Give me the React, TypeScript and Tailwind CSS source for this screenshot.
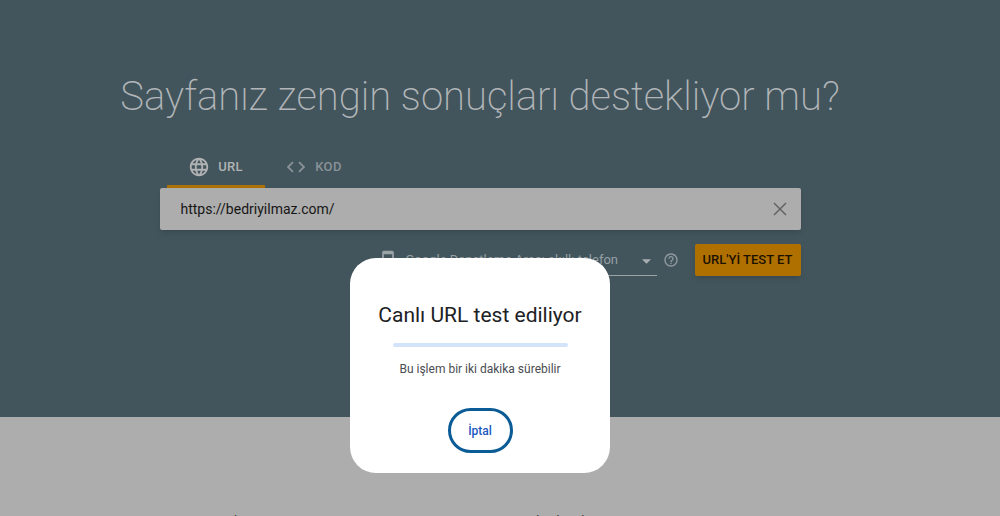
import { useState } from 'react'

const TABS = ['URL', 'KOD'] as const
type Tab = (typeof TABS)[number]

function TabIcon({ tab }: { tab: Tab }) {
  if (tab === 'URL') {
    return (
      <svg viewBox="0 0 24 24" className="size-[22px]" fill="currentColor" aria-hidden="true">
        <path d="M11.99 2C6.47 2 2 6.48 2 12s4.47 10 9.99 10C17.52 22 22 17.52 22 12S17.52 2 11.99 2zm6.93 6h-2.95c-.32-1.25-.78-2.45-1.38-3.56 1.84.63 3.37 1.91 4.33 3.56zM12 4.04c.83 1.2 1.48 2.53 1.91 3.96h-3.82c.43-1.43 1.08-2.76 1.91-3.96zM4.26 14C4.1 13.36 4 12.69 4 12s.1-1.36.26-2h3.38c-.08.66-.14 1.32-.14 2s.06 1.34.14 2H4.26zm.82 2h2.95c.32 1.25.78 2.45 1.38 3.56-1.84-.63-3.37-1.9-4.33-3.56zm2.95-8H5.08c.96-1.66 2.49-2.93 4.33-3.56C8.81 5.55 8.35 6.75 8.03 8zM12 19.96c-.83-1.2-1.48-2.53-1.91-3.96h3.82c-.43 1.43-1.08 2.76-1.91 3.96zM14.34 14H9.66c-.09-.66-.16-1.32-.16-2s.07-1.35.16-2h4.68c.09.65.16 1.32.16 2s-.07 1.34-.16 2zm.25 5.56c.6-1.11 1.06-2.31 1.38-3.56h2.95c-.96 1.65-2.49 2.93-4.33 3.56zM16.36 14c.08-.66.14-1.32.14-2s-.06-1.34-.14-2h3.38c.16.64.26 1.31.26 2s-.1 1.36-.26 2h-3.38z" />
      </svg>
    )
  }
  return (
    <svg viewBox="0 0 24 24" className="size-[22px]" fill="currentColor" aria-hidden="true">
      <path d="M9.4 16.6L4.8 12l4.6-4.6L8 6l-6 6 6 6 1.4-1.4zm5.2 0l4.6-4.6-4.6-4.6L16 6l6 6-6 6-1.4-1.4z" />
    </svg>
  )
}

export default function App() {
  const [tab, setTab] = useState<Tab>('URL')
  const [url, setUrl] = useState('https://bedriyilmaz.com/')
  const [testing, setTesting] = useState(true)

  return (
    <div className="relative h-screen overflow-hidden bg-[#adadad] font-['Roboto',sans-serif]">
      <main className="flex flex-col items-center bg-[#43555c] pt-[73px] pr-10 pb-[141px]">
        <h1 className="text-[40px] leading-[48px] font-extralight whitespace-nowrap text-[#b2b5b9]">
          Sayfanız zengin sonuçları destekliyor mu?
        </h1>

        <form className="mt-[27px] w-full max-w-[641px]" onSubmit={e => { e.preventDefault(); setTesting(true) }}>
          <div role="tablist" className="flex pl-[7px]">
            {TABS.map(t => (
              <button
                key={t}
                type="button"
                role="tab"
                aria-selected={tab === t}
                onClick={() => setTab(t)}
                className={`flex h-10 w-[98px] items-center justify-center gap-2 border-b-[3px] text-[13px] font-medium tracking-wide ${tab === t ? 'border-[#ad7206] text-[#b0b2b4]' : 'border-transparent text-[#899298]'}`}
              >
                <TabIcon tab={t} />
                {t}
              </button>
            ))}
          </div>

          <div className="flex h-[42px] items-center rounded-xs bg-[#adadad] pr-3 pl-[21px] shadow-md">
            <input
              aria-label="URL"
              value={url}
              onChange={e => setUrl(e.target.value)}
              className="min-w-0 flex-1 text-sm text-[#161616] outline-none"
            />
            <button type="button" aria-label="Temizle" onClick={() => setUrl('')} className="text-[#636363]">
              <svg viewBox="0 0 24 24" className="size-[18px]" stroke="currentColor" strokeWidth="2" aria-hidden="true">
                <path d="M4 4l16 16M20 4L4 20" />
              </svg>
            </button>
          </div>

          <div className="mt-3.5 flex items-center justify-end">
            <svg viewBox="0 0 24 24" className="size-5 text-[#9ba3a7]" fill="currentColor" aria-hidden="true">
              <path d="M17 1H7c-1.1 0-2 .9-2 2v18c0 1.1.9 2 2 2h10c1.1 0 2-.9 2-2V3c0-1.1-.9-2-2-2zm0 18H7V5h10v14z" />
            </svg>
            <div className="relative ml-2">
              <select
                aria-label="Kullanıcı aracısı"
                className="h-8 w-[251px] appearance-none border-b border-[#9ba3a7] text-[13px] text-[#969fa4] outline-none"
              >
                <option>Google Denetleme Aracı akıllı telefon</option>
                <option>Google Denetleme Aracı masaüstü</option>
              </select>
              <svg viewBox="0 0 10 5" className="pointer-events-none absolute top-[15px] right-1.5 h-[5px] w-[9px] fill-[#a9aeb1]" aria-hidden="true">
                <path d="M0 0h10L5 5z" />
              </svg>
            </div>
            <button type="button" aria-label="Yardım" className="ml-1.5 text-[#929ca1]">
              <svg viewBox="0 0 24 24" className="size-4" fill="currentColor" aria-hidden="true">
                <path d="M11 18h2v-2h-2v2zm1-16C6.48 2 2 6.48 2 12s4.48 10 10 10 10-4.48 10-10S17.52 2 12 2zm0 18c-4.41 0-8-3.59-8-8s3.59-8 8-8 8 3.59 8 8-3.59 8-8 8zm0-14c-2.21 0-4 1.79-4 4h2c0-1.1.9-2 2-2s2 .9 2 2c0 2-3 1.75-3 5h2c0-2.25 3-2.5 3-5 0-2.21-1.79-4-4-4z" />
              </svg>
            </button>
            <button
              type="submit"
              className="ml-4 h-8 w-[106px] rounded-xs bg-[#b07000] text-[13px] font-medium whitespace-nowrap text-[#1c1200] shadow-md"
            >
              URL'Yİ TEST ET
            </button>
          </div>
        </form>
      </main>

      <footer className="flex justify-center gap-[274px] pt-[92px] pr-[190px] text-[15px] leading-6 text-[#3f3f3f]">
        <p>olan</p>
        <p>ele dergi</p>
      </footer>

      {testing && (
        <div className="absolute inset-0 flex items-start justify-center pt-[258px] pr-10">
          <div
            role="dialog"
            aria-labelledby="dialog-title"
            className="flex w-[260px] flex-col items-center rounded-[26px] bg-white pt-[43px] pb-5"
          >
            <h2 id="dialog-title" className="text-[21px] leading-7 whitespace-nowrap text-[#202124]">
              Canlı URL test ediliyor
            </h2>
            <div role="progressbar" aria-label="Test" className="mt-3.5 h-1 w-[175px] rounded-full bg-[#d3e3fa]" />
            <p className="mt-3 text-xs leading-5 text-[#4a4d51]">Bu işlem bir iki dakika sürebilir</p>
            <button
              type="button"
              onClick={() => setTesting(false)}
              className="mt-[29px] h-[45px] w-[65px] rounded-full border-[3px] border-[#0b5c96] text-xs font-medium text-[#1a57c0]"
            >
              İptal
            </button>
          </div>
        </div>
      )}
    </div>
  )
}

==

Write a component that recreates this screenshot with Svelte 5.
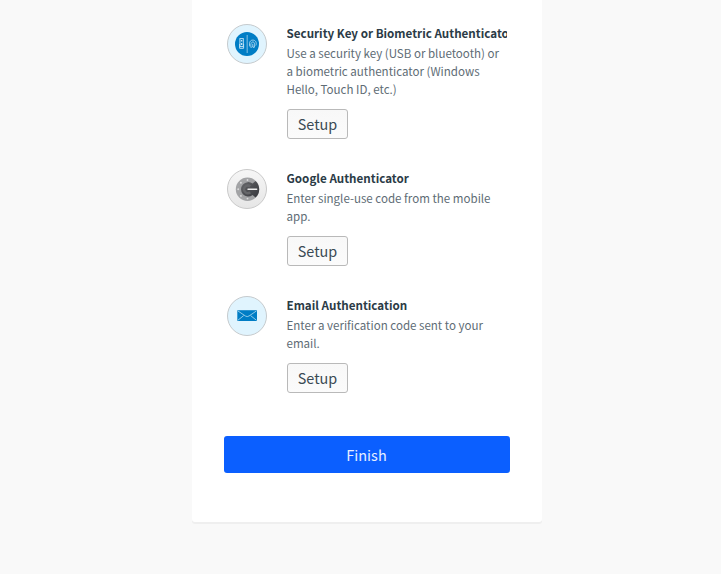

# [WORK TO DO]
Print the line above containing "Give me the", the line containing "type Tab = (typeof TABS)[number]", and everything between them, exactly as written. Pictures stay out.

# [TASK ANSWER]
Give me the React, TypeScript and Tailwind CSS source for this screenshot.
import { useState } from 'react'

const TABS = ['URL', 'KOD'] as const
type Tab = (typeof TABS)[number]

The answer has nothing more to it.